__What you have to do__.
Please write the listing below out again exactly, leaving every picture behind.

————

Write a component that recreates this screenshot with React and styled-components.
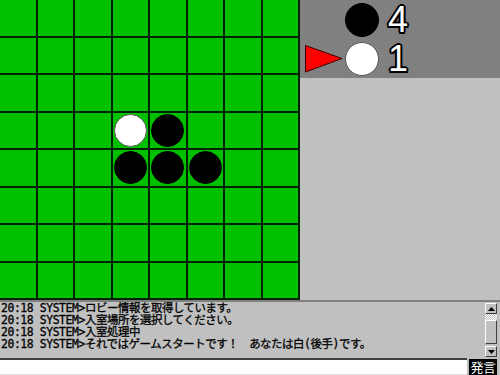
import React from 'react'
import styled, { createGlobalStyle } from 'styled-components'

const GlobalStyle = createGlobalStyle`
    html, body {
        margin: 0;
        padding: 0;
        background: #c0c0c0;
    }
`

const stones = {
    '3-3': 'w',
    '3-4': 'b',
    '4-3': 'b',
    '4-4': 'b',
    '4-5': 'b',
}

const logs = [
    '20:18 SYSTEM>ロビー情報を取得しています。',
    '20:18 SYSTEM>入室場所を選択してください。',
    '20:18 SYSTEM>入室処理中',
    '20:18 SYSTEM>それではゲームスタートです！　あなたは白(後手)です。',
]

const Triangle = () => (
    <svg width="38" height="28" viewBox="0 0 38 28">
        <polygon points="0.5,0.5 37,13.5 0.5,27" fill="#ff0000" stroke="#3a0000" strokeWidth="1" />
    </svg>
)

const App = () => {
    const cells = []
    for (let r = 0; r < 8; r++) {
        for (let c = 0; c < 8; c++) {
            const s = stones[`${r}-${c}`]
            cells.push(
                <Cell key={`${r}-${c}`}>
                    {s && <Stone $white={s === 'w'} />}
                </Cell>
            )
        }
    }

    return (
        <Screen>
            <GlobalStyle />
            <Top>
                <Board>{cells}</Board>
                <Side>
                    <ScoreBox>
                        <ScoreRow>
                            <Marker />
                            <Stone $white={false} $size={34} />
                            <Count>4</Count>
                        </ScoreRow>
                        <ScoreRow>
                            <Marker><Triangle /></Marker>
                            <Stone $white $size={34} />
                            <Count>1</Count>
                        </ScoreRow>
                    </ScoreBox>
                </Side>
            </Top>
            <Chat>
                <Log>
                    {logs.map((line, i) => (
                        <Line key={i}>{line}</Line>
                    ))}
                </Log>
                <ScrollBar>
                    <ArrowButton>
                        <svg width="7" height="4" viewBox="0 0 7 4"><polygon points="3.5,0 7,4 0,4" fill="#000" /></svg>
                    </ArrowButton>
                    <Track />
                    <Thumb />
                    <Spacer />
                    <ArrowButton>
                        <svg width="7" height="4" viewBox="0 0 7 4"><polygon points="0,0 7,0 3.5,4" fill="#000" /></svg>
                    </ArrowButton>
                </ScrollBar>
            </Chat>
            <InputRow>
                <TextInput type="text" />
                <SayButton>発言</SayButton>
            </InputRow>
        </Screen>
    )
}

const Screen = styled.div`
    width: 500px;
    height: 375px;
    overflow: hidden;
    background: #c0c0c0;
    display: flex;
    flex-direction: column;
`

const Top = styled.div`
    display: flex;
    height: 300px;
`

const Board = styled.div`
    width: 300px;
    height: 300px;
    display: grid;
    grid-template-columns: repeat(8, 37.5px);
    grid-template-rows: repeat(8, 37.5px);
    background: #00c000;
`

const Cell = styled.div`
    box-sizing: border-box;
    border-right: 2px solid #002200;
    border-bottom: 2px solid #002200;
    display: flex;
    align-items: center;
    justify-content: center;
    padding: 0;
`

const Stone = styled.div`
    box-sizing: border-box;
    width: ${p => p.$size || 33}px;
    height: ${p => p.$size || 33}px;
    border-radius: 50%;
    background: ${p => (p.$white ? '#ffffff' : '#000000')};
    border: 1px solid ${p => (p.$white ? '#555555' : '#000000')};
    flex-shrink: 0;
`

const Side = styled.div`
    width: 200px;
    height: 300px;
    background: #c0c0c0;
`

const ScoreBox = styled.div`
    height: 78px;
    background: #808080;
    display: grid;
    grid-template-rows: 39px 39px;
`

const ScoreRow = styled.div`
    display: flex;
    align-items: center;
    padding-left: 5px;
    padding-top: 1px;
`

const Marker = styled.div`
    width: 38px;
    height: 28px;
    margin-right: 2px;
    display: flex;
    align-items: center;
`

const Count = styled.div`
    margin-left: 9px;
    font-family: "Liberation Sans", Arial, sans-serif;
    font-size: 36px;
    line-height: 1;
    color: #ffffff;
    text-shadow:
        -2px 0 0 #000, 2px 0 0 #000, 0 -2px 0 #000, 0 2px 0 #000,
        -1.5px -1.5px 0 #000, 1.5px -1.5px 0 #000, -1.5px 1.5px 0 #000, 1.5px 1.5px 0 #000;
`

const Chat = styled.div`
    height: 56px;
    border-top: 2px solid #808080;
    display: flex;
`

const Log = styled.div`
    flex: 1;
    padding-left: 1px;
    overflow: hidden;
`

const Line = styled.div`
    font-family: "DejaVu Sans Mono", "Noto Sans CJK JP", monospace;
    font-size: 11.4px;
    letter-spacing: -0.4px;
    line-height: 12px;
    color: #000;
    white-space: pre;
    -webkit-text-stroke: 0.3px #000;
`

const ScrollBar = styled.div`
    width: 12px;
    margin: 1px 3px 1px 0;
    display: flex;
    flex-direction: column;
`

const ArrowButton = styled.div`
    box-sizing: border-box;
    height: 11px;
    background: #c0c0c0;
    border-top: 1px solid #ffffff;
    border-left: 1px solid #ffffff;
    border-right: 1px solid #404040;
    border-bottom: 1px solid #404040;
    display: flex;
    align-items: center;
    justify-content: center;
`

const Track = styled.div`
    height: 6px;
    background-color: #c0c0c0;
    background-image: repeating-conic-gradient(#ffffff 0 25%, #c0c0c0 0 50%);
    background-size: 2px 2px;
`

const Thumb = styled(ArrowButton)`
    height: 24px;
`

const Spacer = styled.div`
    flex: 1;
`

const InputRow = styled.div`
    height: 17px;
    display: flex;
    align-items: stretch;
    padding-right: 3px;
`

const TextInput = styled.input`
    box-sizing: border-box;
    flex: 1;
    min-width: 0;
    margin: 0 2px 0 0;
    padding: 0 2px;
    height: 17px;
    background: #ffffff;
    border: none;
    border-top: 2px solid #404040;
    border-bottom: 1px solid #e0e0e0;
    outline: none;
    font-size: 12px;
`

const SayButton = styled.div`
    width: 28px;
    background: #000000;
    color: #ffffff;
    font-family: "Noto Sans CJK JP", sans-serif;
    font-size: 13px;
    line-height: 16px;
    text-align: center;
    margin-top: 1px;
    letter-spacing: -0.5px;
`

export default App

————

__Expected output__.
Write a component that recreates this screenshot with React and styled-components.
import React from 'react'
import styled, { createGlobalStyle } from 'styled-components'

const GlobalStyle = createGlobalStyle`
    html, body {
        margin: 0;
        padding: 0;
        background: #c0c0c0;
    }
`

const stones = {
    '3-3': 'w',
    '3-4': 'b',
    '4-3': 'b',
    '4-4': 'b',
    '4-5': 'b',
}

const logs = [
    '20:18 SYSTEM>ロビー情報を取得しています。',
    '20:18 SYSTEM>入室場所を選択してください。',
    '20:18 SYSTEM>入室処理中',
    '20:18 SYSTEM>それではゲームスタートです！　あなたは白(後手)です。',
]

const Triangle = () => (
    <svg width="38" height="28" viewBox="0 0 38 28">
        <polygon points="0.5,0.5 37,13.5 0.5,27" fill="#ff0000" stroke="#3a0000" strokeWidth="1" />
    </svg>
)

const App = () => {
    const cells = []
    for (let r = 0; r < 8; r++) {
        for (let c = 0; c < 8; c++) {
            const s = stones[`${r}-${c}`]
            cells.push(
                <Cell key={`${r}-${c}`}>
                    {s && <Stone $white={s === 'w'} />}
                </Cell>
            )
        }
    }

    return (
        <Screen>
            <GlobalStyle />
            <Top>
                <Board>{cells}</Board>
                <Side>
                    <ScoreBox>
                        <ScoreRow>
                            <Marker />
                            <Stone $white={false} $size={34} />
                            <Count>4</Count>
                        </ScoreRow>
                        <ScoreRow>
                            <Marker><Triangle /></Marker>
                            <Stone $white $size={34} />
                            <Count>1</Count>
                        </ScoreRow>
                    </ScoreBox>
                </Side>
            </Top>
            <Chat>
                <Log>
                    {logs.map((line, i) => (
                        <Line key={i}>{line}</Line>
                    ))}
                </Log>
                <ScrollBar>
                    <ArrowButton>
                        <svg width="7" height="4" viewBox="0 0 7 4"><polygon points="3.5,0 7,4 0,4" fill="#000" /></svg>
                    </ArrowButton>
                    <Track />
                    <Thumb />
                    <Spacer />
                    <ArrowButton>
                        <svg width="7" height="4" viewBox="0 0 7 4"><polygon points="0,0 7,0 3.5,4" fill="#000" /></svg>
                    </ArrowButton>
                </ScrollBar>
            </Chat>
            <InputRow>
                <TextInput type="text" />
                <SayButton>発言</SayButton>
            </InputRow>
        </Screen>
    )
}

const Screen = styled.div`
    width: 500px;
    height: 375px;
    overflow: hidden;
    background: #c0c0c0;
    display: flex;
    flex-direction: column;
`

const Top = styled.div`
    display: flex;
    height: 300px;
`

const Board = styled.div`
    width: 300px;
    height: 300px;
    display: grid;
    grid-template-columns: repeat(8, 37.5px);
    grid-template-rows: repeat(8, 37.5px);
    background: #00c000;
`

const Cell = styled.div`
    box-sizing: border-box;
    border-right: 2px solid #002200;
    border-bottom: 2px solid #002200;
    display: flex;
    align-items: center;
    justify-content: center;
    padding: 0;
`

const Stone = styled.div`
    box-sizing: border-box;
    width: ${p => p.$size || 33}px;
    height: ${p => p.$size || 33}px;
    border-radius: 50%;
    background: ${p => (p.$white ? '#ffffff' : '#000000')};
    border: 1px solid ${p => (p.$white ? '#555555' : '#000000')};
    flex-shrink: 0;
`

const Side = styled.div`
    width: 200px;
    height: 300px;
    background: #c0c0c0;
`

const ScoreBox = styled.div`
    height: 78px;
    background: #808080;
    display: grid;
    grid-template-rows: 39px 39px;
`

const ScoreRow = styled.div`
    display: flex;
    align-items: center;
    padding-left: 5px;
    padding-top: 1px;
`

const Marker = styled.div`
    width: 38px;
    height: 28px;
    margin-right: 2px;
    display: flex;
    align-items: center;
`

const Count = styled.div`
    margin-left: 9px;
    font-family: "Liberation Sans", Arial, sans-serif;
    font-size: 36px;
    line-height: 1;
    color: #ffffff;
    text-shadow:
        -2px 0 0 #000, 2px 0 0 #000, 0 -2px 0 #000, 0 2px 0 #000,
        -1.5px -1.5px 0 #000, 1.5px -1.5px 0 #000, -1.5px 1.5px 0 #000, 1.5px 1.5px 0 #000;
`

const Chat = styled.div`
    height: 56px;
    border-top: 2px solid #808080;
    display: flex;
`

const Log = styled.div`
    flex: 1;
    padding-left: 1px;
    overflow: hidden;
`

const Line = styled.div`
    font-family: "DejaVu Sans Mono", "Noto Sans CJK JP", monospace;
    font-size: 11.4px;
    letter-spacing: -0.4px;
    line-height: 12px;
    color: #000;
    white-space: pre;
    -webkit-text-stroke: 0.3px #000;
`

const ScrollBar = styled.div`
    width: 12px;
    margin: 1px 3px 1px 0;
    display: flex;
    flex-direction: column;
`

const ArrowButton = styled.div`
    box-sizing: border-box;
    height: 11px;
    background: #c0c0c0;
    border-top: 1px solid #ffffff;
    border-left: 1px solid #ffffff;
    border-right: 1px solid #404040;
    border-bottom: 1px solid #404040;
    display: flex;
    align-items: center;
    justify-content: center;
`

const Track = styled.div`
    height: 6px;
    background-color: #c0c0c0;
    background-image: repeating-conic-gradient(#ffffff 0 25%, #c0c0c0 0 50%);
    background-size: 2px 2px;
`

const Thumb = styled(ArrowButton)`
    height: 24px;
`

const Spacer = styled.div`
    flex: 1;
`

const InputRow = styled.div`
    height: 17px;
    display: flex;
    align-items: stretch;
    padding-right: 3px;
`

const TextInput = styled.input`
    box-sizing: border-box;
    flex: 1;
    min-width: 0;
    margin: 0 2px 0 0;
    padding: 0 2px;
    height: 17px;
    background: #ffffff;
    border: none;
    border-top: 2px solid #404040;
    border-bottom: 1px solid #e0e0e0;
    outline: none;
    font-size: 12px;
`

const SayButton = styled.div`
    width: 28px;
    background: #000000;
    color: #ffffff;
    font-family: "Noto Sans CJK JP", sans-serif;
    font-size: 13px;
    line-height: 16px;
    text-align: center;
    margin-top: 1px;
    letter-spacing: -0.5px;
`

export default App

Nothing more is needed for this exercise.